Se da una parte la “prosperità democratica” di Santos è dunque il frutto dell’uribismo, ne è anche necessariamente la sua evoluzione. Uribe ha fatto il lavoro sporco, per così dire. Senza l’offensiva militare del Plan Colombia, le forzature istituzionali e la brusca personalizzazione della vita politica degli otto anni del governo Uribe, la Colombia verserebbe probabilmente ancora nel limbo delle negoziazioni e di una spettrale auto percezione di stato fallito, braccato dalla spirale di violenza ineluttabile raccontata con maestria da Gabriel Garcia Marquez. Oggi, anche grazie al purgatorio uribista, il governo Santos gioca la sua partita su un piano diverso, più canonico e istituzionale. La grande sfida per Santos sarà dunque mantenere le dovute distanze dall’ingombrante figura di Uribe e dalla conflittualità degli ultimi otto anni senza perdere contatto con l’elettorato uribista.

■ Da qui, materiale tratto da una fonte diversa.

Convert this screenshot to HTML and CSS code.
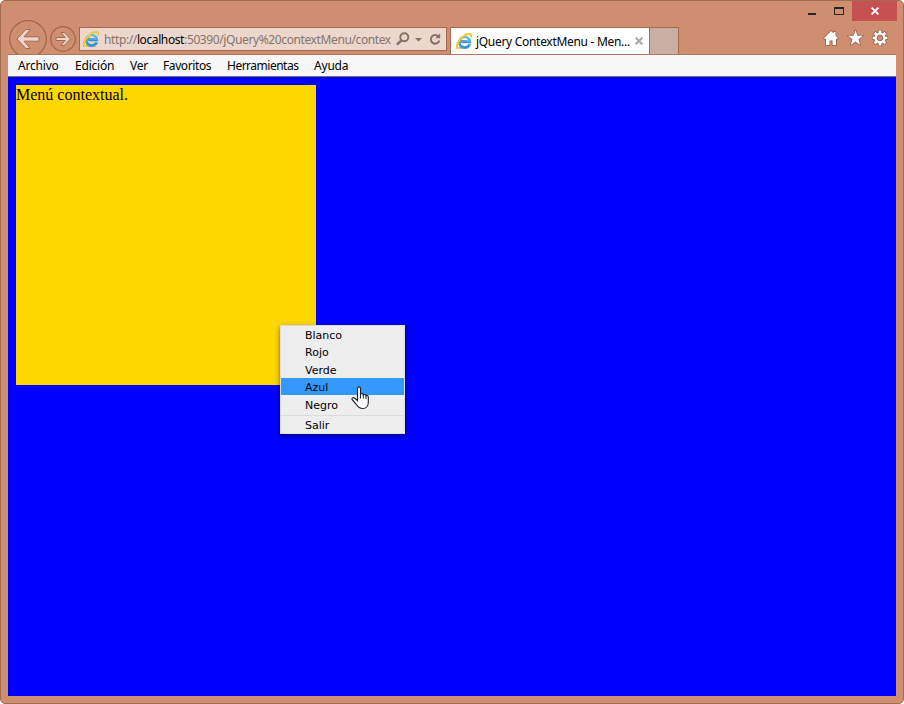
FILE: index.html
```html
<!DOCTYPE html>
<html lang="es">
<head>
<meta charset="utf-8">
<title>jQuery ContextMenu - Menú contextual</title>
<link rel="stylesheet" href="styles.css">
</head>
<body>
<svg class="defs" width="0" height="0">
  <defs>
    <linearGradient id="blue" gradientUnits="userSpaceOnUse" x1="0" y1="2" x2="0" y2="15"><stop offset="0" stop-color="#6cc8f0"/><stop offset="1" stop-color="#2b8fd2"/></linearGradient>
    <symbol id="ie" viewBox="0 0 16 16">
      <path d="M13.5 11.2A5.3 5.3 0 1 1 13.9 8.8H4.6" fill="none" stroke="url(#blue)" stroke-width="2.5"/>
      <path d="M15 11.2A6.8 6.8 0 0 1 3.2 13.6M15 9.8H6.3M4.6 7.6H11.2" fill="none" stroke="#2678b4" stroke-width=".6"/>
      <path d="M4.2 14.7C1.8 16 .4 15.2.9 12.6C1.7 8.5 6.3 3.1 11 1.2C13.8.1 15.6.8 14.8 3.9" fill="none" stroke="#d9a514" stroke-width="1.9"/>
      <path d="M4.2 14.7C1.8 16 .4 15.2.9 12.6C1.7 8.5 6.3 3.1 11 1.2C13.8.1 15.6.8 14.8 3.9" fill="none" stroke="#ffd83b" stroke-width="1.3"/>
    </symbol>
  </defs>
</svg>
<div class="window">
  <header class="titlebar">
    <svg class="minmax" width="44" height="20" viewBox="0 0 44 20">
      <path d="M0 12h8v2H0z" fill="#262626"/>
      <path d="M26 6h10v8H26z" fill="#262626"/><path d="M27 8h8v5h-8z" fill="#d08e70"/>
    </svg>
    <div class="close"><svg width="8" height="8" viewBox="0 0 8 8"><path d="M.6.6l6.8 6.8M7.4.6L.6 7.4" stroke="#fff" stroke-width="1.8"/></svg></div>
  </header>
  <nav class="navbar">
    <svg class="back" width="38" height="38" viewBox="0 0 38 38">
      <circle cx="19" cy="19" r="18.3" fill="#d08e70" stroke="#9c664d" stroke-width="1.2"/>
      <path d="M8 19l8.8-9.5h4.5L15.1 16.8H30v4.4H15.1l6.2 7.3h-4.5z" fill="#edd5ca" stroke="#a16a51"/>
    </svg>
    <svg class="forward" width="26" height="26" viewBox="0 0 26 26">
      <circle cx="13" cy="13" r="12.3" fill="#d08e70" stroke="#9c664d" stroke-width="1.2"/>
      <path d="M20.3 13l-6 6.5H11l4.2-5H6v-3h9.2L11 6.5h3.3z" fill="#edd5ca" stroke="#a16a51"/>
    </svg>
    <div class="address">
      <svg class="site" width="16" height="16"><use href="#ie"/></svg>
      <span class="url">http://<b>localhost</b>:50390/jQuery%20contextMenu/contex</span>
      <svg class="tools" width="46" height="16" viewBox="0 0 46 16">
        <circle cx="9.3" cy="6.3" r="4" fill="none" stroke="#85716a" stroke-width="2"/>
        <path d="M6.4 9.3L1.9 13.6" stroke="#85716a" stroke-width="2.5"/>
        <path d="M20 7h7l-3.5 3.5z" fill="#85716a"/>
        <path d="M43.2 5.3A4.3 4.3 0 1 0 44.3 9.4" fill="none" stroke="#85716a" stroke-width="2"/>
        <path d="M40.2 7.2h5V2.2z" fill="#85716a"/>
      </svg>
    </div>
    <div class="tab">
      <svg width="16" height="16"><use href="#ie"/></svg>
      <span class="tab-title">jQuery ContextMenu - Men...</span>
      <svg class="tab-close" width="8" height="8" viewBox="0 0 8 8"><path d="M.6.6l6.8 6.8M7.4.6L.6 7.4" stroke="#a9a9a9" stroke-width="2"/></svg>
    </div>
    <div class="newtab"></div>
    <svg class="actions" width="66" height="18" viewBox="0 0 66 18">
      <g fill="#fff" stroke="#8f614d" stroke-width="1.6" stroke-linejoin="round" paint-order="stroke">
        <path d="M1 9.2L8 2l2.5 2.5V3h2v3.5L15 9.2l-.9 1L13 9.2V16H9.6v-4.5H6.5V16H3V9.2l-1.1 1z"/>
        <path d="M32.5 1.2l1.9 5.5h5.7l-4.6 3.5 1.7 5.7-4.7-3.4-4.7 3.4 1.7-5.7-4.6-3.5h5.7z"/>
      </g>
      <g transform="translate(57 9)">
        <g stroke="#8f614d" stroke-width="4.1"><path d="M0-8V8M-8 0H8M-5.8-5.8L5.8 5.8M5.8-5.8L-5.8 5.8"/></g>
        <circle r="6" fill="#8f614d"/>
        <g stroke="#fff" stroke-width="2.7"><path d="M0-7.4V7.4M-7.4 0H7.4M-5.3-5.3L5.3 5.3M5.3-5.3L-5.3 5.3"/></g>
        <circle r="5.4" fill="#fff"/>
        <circle r="2.8" fill="#d08e70" stroke="#8f614d" stroke-width=".9"/>
      </g>
    </svg>
  </nav>
  <div class="client">
    <div class="menubar">
      <span class="m1">Archivo</span><span class="m2">Edición</span><span class="m3">Ver</span><span class="m4">Favoritos</span><span class="m5">Herramientas</span><span class="m6">Ayuda</span>
    </div>
    <main class="page">
      <div class="box">Menú contextual.</div>
    </main>
  </div>
</div>
<ul class="context">
  <li>Blanco</li>
  <li>Rojo</li>
  <li>Verde</li>
  <li class="hover">Azul</li>
  <li class="last">Negro</li>
  <li class="sep">Salir</li>
</ul>
<svg class="cursor" width="19" height="24" viewBox="0 0 19 24">
  <path d="M6.5 14.5V2.7c0-2.4 3-2.4 3 0v5.5c.5-1 2.6-.8 2.8.6.7-.7 2.4-.4 2.6.9.9-.6 2.4-.2 2.4 1.5v5c0 3.5-2 6.3-5.5 6.3-3.3 0-4.8-1.3-6.2-3.7L1.2 13.7c-.8-1.6 1-2.7 2.5-1.5z" fill="#fff" stroke="#19202e" stroke-width="1.1"/>
  <path d="M9.5 8v4.5M12.3 9v3.5M15 10v3" fill="none" stroke="#19202e"/>
</svg>
</body>
</html>
```
FILE: styles.css
```css
* { box-sizing: border-box; }
body { margin: 0; width: 904px; height: 704px; overflow: hidden; background: #fff; font-family: "Noto Sans", sans-serif; font-size: 12px; color: #000; }
svg { display: block; flex: none; }
.defs { position: absolute; }
.window { width: 904px; height: 704px; display: flex; flex-direction: column; padding: 0 7px 7px; background: #d08e70; border: 1px solid #a16a51; border-radius: 5px; }
.titlebar { height: 19px; display: flex; justify-content: flex-end; align-items: flex-start; margin-right: -1px; }
.close { width: 45px; height: 20px; flex: none; display: flex; align-items: center; justify-content: center; background: #c75050; }
.navbar { height: 34px; display: flex; align-items: flex-start; overflow: hidden; padding-left: 1px; }
.forward { margin: 6px 3px 0 3px; }
.address { width: 368px; height: 24px; margin-top: 7px; padding: 0 5px 0 3px; display: flex; align-items: center; background: #edd6cc; border: 1px solid #a16a51; }
.url { width: 288px; margin-left: 5px; white-space: nowrap; color: #85746c; letter-spacing: -.39px; }
.url b { font-weight: 400; color: #000; }
.tools { margin-left: 4px; }
.tab { width: 200px; height: 27px; margin: 7px 0 0 3px; padding-left: 5px; display: flex; align-items: center; background: #fff; border: 1px solid #a16a51; border-bottom: 0; }
.tab-title { width: 155px; margin: 0 4px 0 4px; white-space: nowrap; letter-spacing: -.3px; }
.newtab { width: 29px; height: 27px; margin-top: 7px; background: #caaea3; border: 1px solid #a16a51; border-width: 1px 1px 0 0; }
.actions { margin: 9px 0 0 144px; }
.client { flex: 1; display: flex; flex-direction: column; border-top: 1px solid #b3765c; }
.menubar { height: 22px; display: flex; align-items: center; padding-left: 10px; background: #f7f7f7; border-bottom: 1px solid #707070; }
.menubar span { margin-right: 16px; white-space: nowrap; letter-spacing: -.2px; }
.m1 { width: 41px; }
.m2 { width: 39px; }
.m3 { width: 17px; }
.menubar .m4 { width: 48px; letter-spacing: -.4px; }
.menubar .m5 { width: 71px; letter-spacing: -.5px; }
.m6 { width: 34px; }
.page { flex: 1; padding: 8px; background: #00f; }
.box { width: 300px; height: 300px; background: gold; font: 16px/20px "Liberation Serif", serif; }
.context { position: absolute; left: 280px; top: 325px; width: 125px; height: 109px; margin: 0; padding: 0; list-style: none; background: #eee; border: 1px solid #ddd; box-shadow: 0 2px 5px rgba(0,0,0,.5); font: 11px/19px "DejaVu Sans", sans-serif; }
.context li { height: 17.3px; padding-left: 24px; }
.context .hover { background: #39f; }
.context .last { line-height: 21px; }
.context .sep { height: 18px; margin-top: 2.5px; border-top: 1px solid #ddd; line-height: 20px; }
.cursor { position: absolute; left: 351px; top: 386px; }
```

Santos ha d’innanzi a sé la grande chance di cominciare a costruire un’architettura socio-economica sostenibile e prospera che, anche grazie alla militarizzazione di Uribe, oggi può poggiare su fondamenta più solide, capaci di reggere il peso di un nuovo patto nazionale che vada oltre la lotta al narcotraffico e al terrorismo per abbracciare i dilemmi dello sviluppo e della redistribuzione della ricchezza.